The snow was falling thick and fast Mahmoud drew the cloak around his shoulders and smiled at the thought of the small, nimble fingers that had put it together.


Turning his head on either side he strained his eyes, trying to see the small specs of light that indicated that the others were keeping their patrol. The streets were quiet, almost haunted and no one dared stray too far outdoors or make too much noise, especially in this deserted area. Living this far on the periphery of the city meant that you were too far away from the hospital to get there in time if anything happened.



There was, however, a special beauty to this spot, Mahmoud thought as he made his rounds at the very edge of the city. The houses were small specs in the sea of white and trees swayed in the wind. There was a calm, rather than frightened sort of quiet here. As if it was only a perfectly normal, sleepy night.


The flame of a small candle flickered in one of the windows up ahead and a watchful father waved a tired arm to Mahmoud from inside his home. He waved back and smiled although the small faint hum of busy people up ahead meant that neither the doctors nor the firefighters were getting any sleep.


He soon found that he had to stop and abandon his patrol entirely as a small group of children of all sizes issued from a half broken building and began making their way purposefully up the nearest hill with broken boards of wood and cardboard boxes. He watched, lamp held in front of him, as they marched up to the top and then proceeded to slip and slide down the snowy hill as if nothing was wrong with the world.


They were thin and haggard and their eyes held a tinge of pain that shouldn’t be there, but they were children. And children played. He waited, watching the area around him a little edgily, waiting for someone to show up and hustle them back in, but although many heads were stuck out of windows and many voices bellowed at them to get inside if they knew what was good for them, no one came outside to get them. They were, Mahmoud realized, orphans. Orphans that had no orphanage, and no one to care for them but each other.


He turned his gaze back towards them and let his eyes taste the beauty of laughing, giggling children and of snowmen and snow angels and flying balls of snow. He turned his gaze back towards the house from which they had come and imagined a large, sturdy brick home with a steaming chimney and large glass windows. The windows would be covered with frost and icicles and small fat fingers would trace shapes from the warmth inside.


He could almost smell the sweet cookies that would be baked inside and the soft, warm cushions they would have to sleep on. He even saw the loving eyes of a chubby middle aged woman that would listen to their silly stories and tell them about fairies and adventurous heroes.

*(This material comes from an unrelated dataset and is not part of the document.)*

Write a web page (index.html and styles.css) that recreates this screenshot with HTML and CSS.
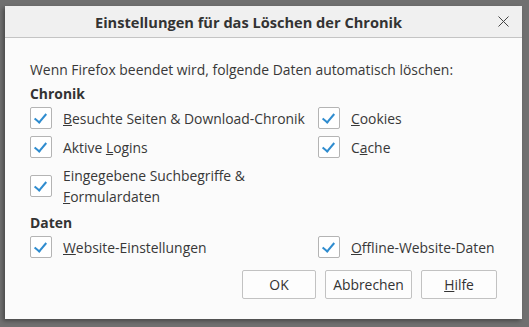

Suddenly, something pulled on Mahmoud’s right sleeve, disrupting his picture and it hung before him, half-drawn, before fading into the cold night. “Excuse me,” a tiny voice said from below and he turned his attention to the small bundle, “I think there’s a fire over there, Mr. Firefighter, do you think we could put it out if we throw snowballs at it?”


Mahmoud blinked several times and stared at the small pointing finger, “I can throw really, really far, want to see?”


He turned his attention to the direction at which the little girl was pointing and sure enough, over the horizon from the east, there was an orange flame as if from a huge blazing fire.


Suddenly a small snowball zipped by his head and flew for a few meters before falling to the floor.


“See, see, I almost reached it.”


The child bent over to make another snowball, no doubt for a new attempt, but Mahmoud’s mind had just registered something very important. There was no smoke above the fire.


“There’s no need to throw any snow at this fire!” he yelled before running up the hill. Then, placing his lamp on the ground in the center of the hilltop he pulled off his cloak and draped it over one shoulder. And there on the hilltop, Mahmoud broke into an old half-remembered dance from his memories and welcomed the sunrise.